These Quadromania CD compilations are extremely inexpensive, which makes them suspect at first, but this four CD collection of Fletcher Henderson tracks called “Wrappin It Up” is surprisingly good, especially when you consider the bottom barrel price. Fletcher Henderson is probably the most under appreciated figure in popular jazz history. A contemporary and early band mate of Louie Armstrong, and a precedent for Ellington’s orchestra, Henderson’s importance in the development of jazz is topped only by Armstrong, Ellington and Charlie Parker. If Henderson remains a mystery to you, then this compilation will make for an excellent introduction.
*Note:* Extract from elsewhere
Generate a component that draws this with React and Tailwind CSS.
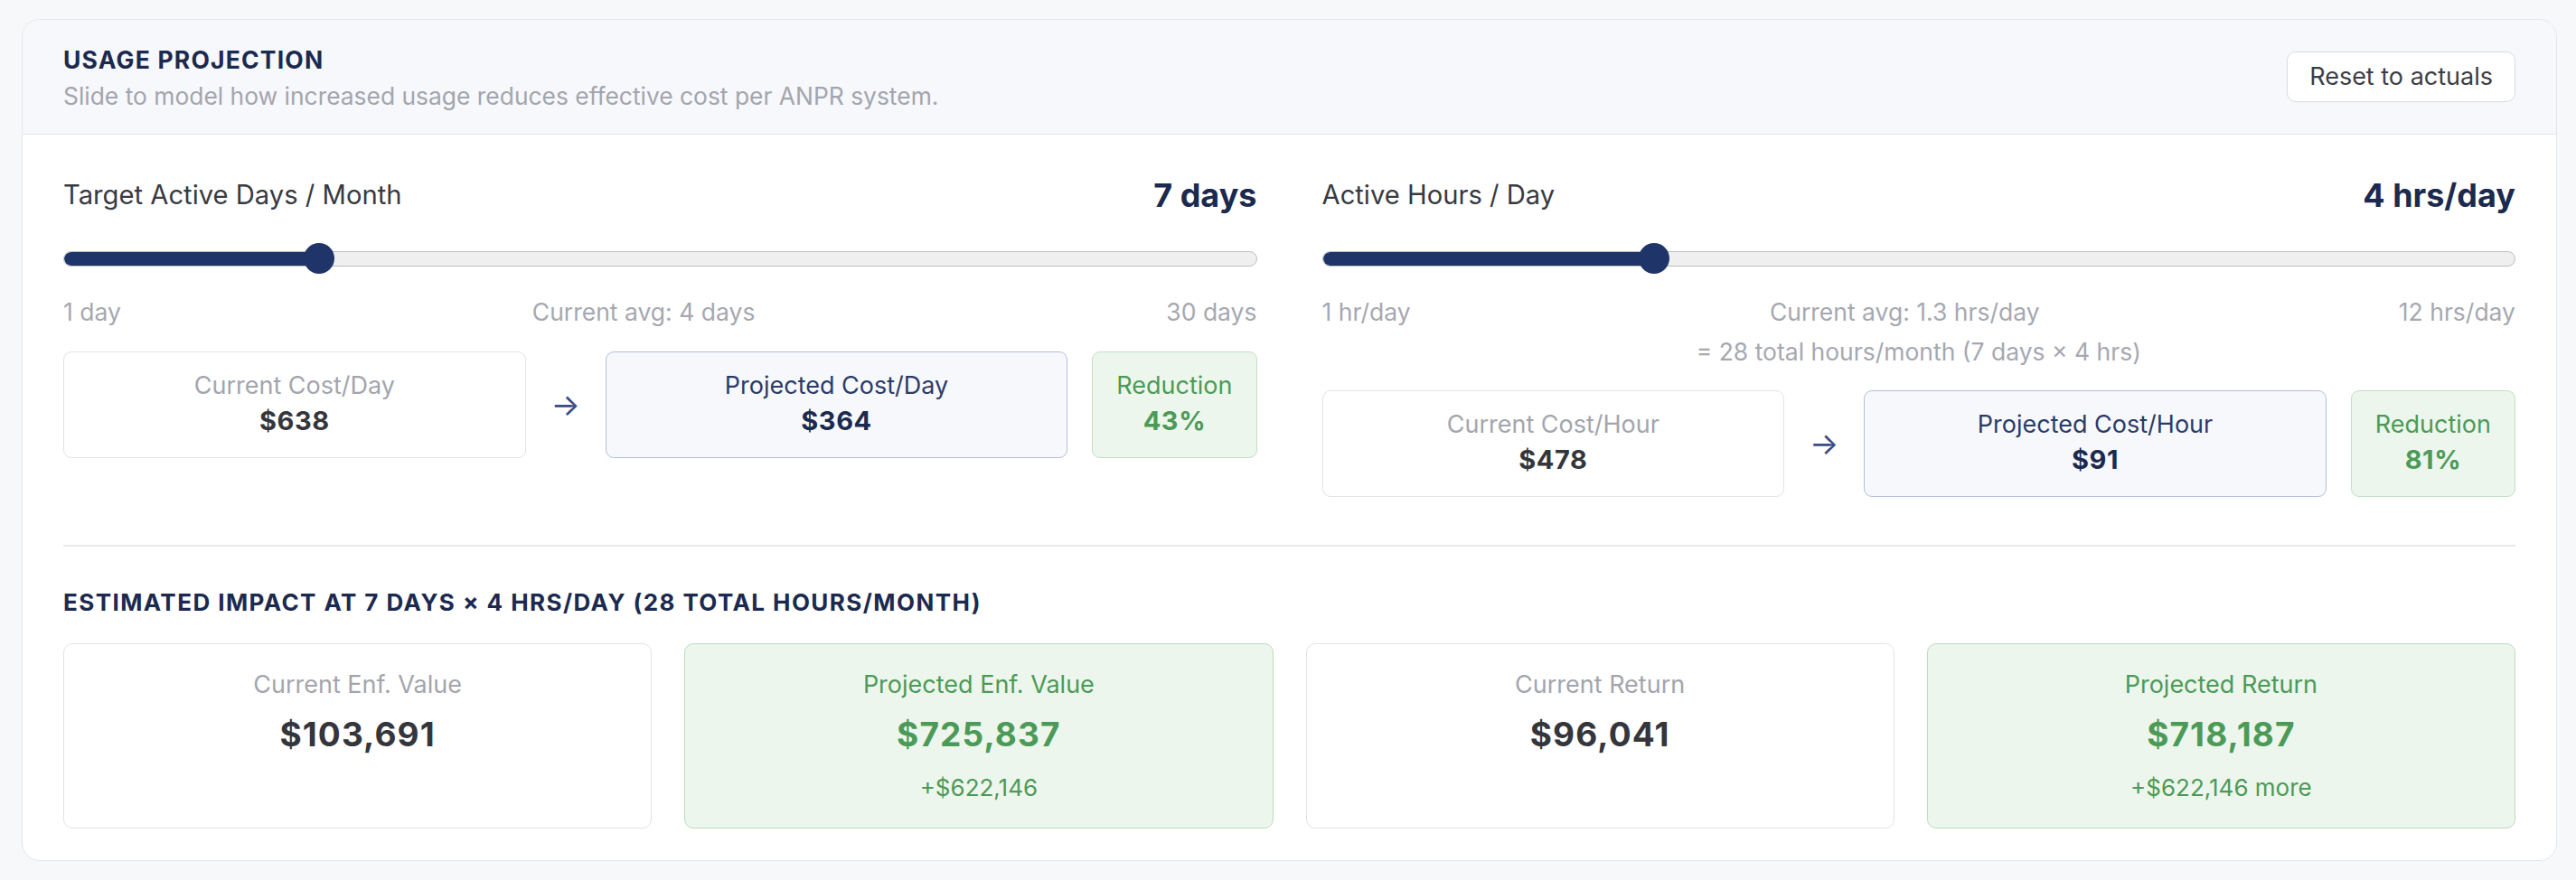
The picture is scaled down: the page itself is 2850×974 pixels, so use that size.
import React from "react";

function Slider({ pct }) {
  return (
    <div className="relative flex h-[34px] items-center">
      <div className="relative h-[17px] w-full overflow-hidden rounded-full border border-[#bcbcbc] bg-[#efefef]">
        <div
          className="h-full rounded-full bg-[#1f3468]"
          style={{ width: `calc(17px + ${pct} * (100% - 34px))` }}
        />
      </div>
      <div
        className="absolute top-0 h-[34px] w-[34px] rounded-full bg-[#1f3468]"
        style={{ left: `calc(${pct} * (100% - 34px))` }}
      />
    </div>
  );
}

function StatBox({ label, value, variant, grow = true }) {
  const styles = {
    current: "border-[#e3e3e6] bg-white",
    projected: "border-[#b3c0d9] bg-[#f6f8fc]",
    reduction: "border-[#c3dec4] bg-[#edf6ed]",
  };
  const labelC = {
    current: "text-[#a3a5ad]",
    projected: "text-[#2b3b68]",
    reduction: "text-[#4c9a57]",
  };
  const valueC = {
    current: "text-[#35363c]",
    projected: "text-[#1b2a4e]",
    reduction: "text-[#4c9a57]",
  };
  return (
    <div
      className={`${grow ? "flex-1" : "px-[26px]"} rounded-[9px] border pb-[20px] pt-[20px] text-center ${styles[variant]}`}
    >
      <div className={`text-[27px] leading-[34px] ${labelC[variant]}`}>{label}</div>
      <div className={`mt-[2px] text-[29px] font-bold leading-[40px] tracking-[0.02em] ${valueC[variant]}`}>{value}</div>
    </div>
  );
}

function SliderColumn({ label, value, pct, min, avg, max, extra, cur, proj, red }) {
  return (
    <div className="flex flex-col">
      <div className="flex h-[40px] items-center justify-between">
        <span className="text-[29.2px] leading-[40px] text-[#383a42]">{label}</span>
        <span className="text-[36px] font-bold leading-[40px] text-[#1b2a4e]">{value}</span>
      </div>
      <div className="mt-[33px]">
        <Slider pct={pct} />
      </div>
      <div className="mt-[25px] flex justify-between text-[26.5px] leading-[34px] text-[#a6a8b0]">
        <span>{min}</span>
        <span>{avg}</span>
        <span>{max}</span>
      </div>
      {extra && (
        <div className="mt-[10px] text-center text-[26.5px] leading-[34px] text-[#a6a8b0]">{extra}</div>
      )}
      <div className={`${extra ? "mt-[26px]" : "mt-[27px]"} flex items-center gap-[27px]`}>
        <StatBox label={cur[0]} value={cur[1]} variant="current" />
        <div className="w-[34px] text-center text-[34px] leading-[34px] text-[#3c4d85]">→</div>
        <StatBox label={proj[0]} value={proj[1]} variant="projected" />
        <StatBox label="Reduction" value={red} variant="reduction" grow={false} />
      </div>
    </div>
  );
}

function ImpactCard({ label, value, sub, green }) {
  return (
    <div
      className={`rounded-[10px] border px-[20px] pb-[27px] pt-[28px] text-center ${
        green ? "border-[#bddcbe] bg-[#edf6ed]" : "border-[#e2e3e6] bg-white"
      }`}
    >
      <div className={`text-[27px] leading-[34px] ${green ? "text-[#4c9a57]" : "text-[#a3a5ad]"}`}>{label}</div>
      <div
        className={`mt-[16px] text-[37px] font-bold leading-[44px] tracking-[0.03em] ${
          green ? "text-[#4c9a57]" : "text-[#35363c]"
        }`}
      >
        {value}
      </div>
      {sub && <div className="mt-[20px] text-[26px] leading-[34px] text-[#4c9a57]">{sub}</div>}
    </div>
  );
}

export default function App() {
  return (
    <div className="min-h-screen bg-[#f7f8fa] pb-[20px] pl-[24px] pr-[21px] pt-[21px] font-['Inter',sans-serif]">
      <div className="overflow-hidden rounded-[20px] border border-[#e3e5ea] bg-white">
        <header className="flex h-[127px] items-center justify-between border-b border-[#e3e5ea] bg-[#f7f8fc] px-[45px]">
          <div className="pt-[2px]">
            <h2 className="text-[26.5px] font-bold leading-[36px] tracking-[0.045em] text-[#1b2a4e]">USAGE PROJECTION</h2>
            <p className="mt-[4px] text-[26.4px] leading-[36px] text-[#a3a5ad]">
              Slide to model how increased usage reduces effective cost per ANPR system.
            </p>
          </div>
          <button className="h-[56px] rounded-[10px] border border-[#d8dadf] bg-white px-[24px] text-[27px] text-[#3c3e46]">
            Reset to actuals
          </button>
        </header>

        <div className="px-[45px] pb-[35px] pt-[47px]">
          <div className="grid grid-cols-2 gap-x-[72px]">
            <SliderColumn
              label="Target Active Days / Month"
              value="7 days"
              pct={6 / 29}
              min="1 day"
              avg="Current avg: 4 days"
              max="30 days"
              cur={["Current Cost/Day", "$638"]}
              proj={["Projected Cost/Day", "$364"]}
              red="43%"
            />
            <SliderColumn
              label="Active Hours / Day"
              value="4 hrs/day"
              pct={3 / 11}
              min="1 hr/day"
              avg="Current avg: 1.3 hrs/day"
              max="12 hrs/day"
              extra="= 28 total hours/month (7 days × 4 hrs)"
              cur={["Current Cost/Hour", "$478"]}
              proj={["Projected Cost/Hour", "$91"]}
              red="81%"
            />
          </div>

          <div className="mt-[53px] border-t-2 border-[#e8e9ec]" />

          <h3 className="mt-[45px] text-[26px] font-bold uppercase leading-[34px] tracking-[0.055em] text-[#1b2a4e]">
            Estimated Impact at 7 days × 4 hrs/day (28 total hours/month)
          </h3>

          <div className="mt-[28px] grid grid-cols-4 gap-[36px]">
            <ImpactCard label="Current Enf. Value" value="$103,691" />
            <ImpactCard label="Projected Enf. Value" value="$725,837" sub="+$622,146" green />
            <ImpactCard label="Current Return" value="$96,041" />
            <ImpactCard label="Projected Return" value="$718,187" sub="+$622,146 more" green />
          </div>
        </div>
      </div>
    </div>
  );
}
Jazz music was at a peak in the late 20s and early 30s, when most of these tracks were recorded. The music had become far more sophisticated and arranged after leaving New Orleans for New York, but at the same time, this period of jazz was often more experimental and devilishly intense than much of the swing music that followed in the late 30s. Listening to these tracks reveals complex and difficult arrangements topped with crazy hot solos, all played with mind boggling ease and confidence by artists who often went on to more fame with the Ellington Orchestra and others. Coleman Hawkins is all over this collection, but you will also hear the early careers of Russell Proscope, Rex Stewart, Tommy Ladner, Buster Bailey, Don Redmond and many other greats. The recorded sound and flow from track to track is quite good. Some CD collections of older music feature jarring differences between tracks, fortunately there is none of that on “Wrappin It Up”.
Sometimes modern (especially Western) ears have a hard time hearing details in music like this. The big sound of rock and RnB that originated in the 70s becomes a barrier to understanding music from other time periods and cultures where ‘production’ is non-existent. Whether its Indonesian Gamelan, Bach harpsichord inventions, early blues or 20s jazz, the difference from post 70s music is remarkable, and sometimes preferred by some. The other barrier to understanding 20s jazz is its tonality. This was a time when the brightness of major scales was the dominate sound. Since the 50s, the minor blues scale has come to dominate Western music including hard bop, modern blues, hard rock, metal, modern RnB and hip-hop. Some may interpret the bright sound of late 20s jazz as ‘happy’, but a giddy cocaine fueled exuberance would probably be a more fitting description. This was, after all, music for gangsters and illegal partiers, and it was outlawed in many parts of the US.
The big difference in this music compared to jazz today is in the ensemble work. The guys in Henderson’s band traveled together and played long strings of one night gigs while playing the same tunes night after night. The way this band can move together while playing high speed complex syncopated arrangements is something you will not hear today because today’s musician has to play in four or five different ensembles just to keep busy and pay the bills. Unfortunately, the sort of commitment needed to play in an ensemble like this is not usually available anymore.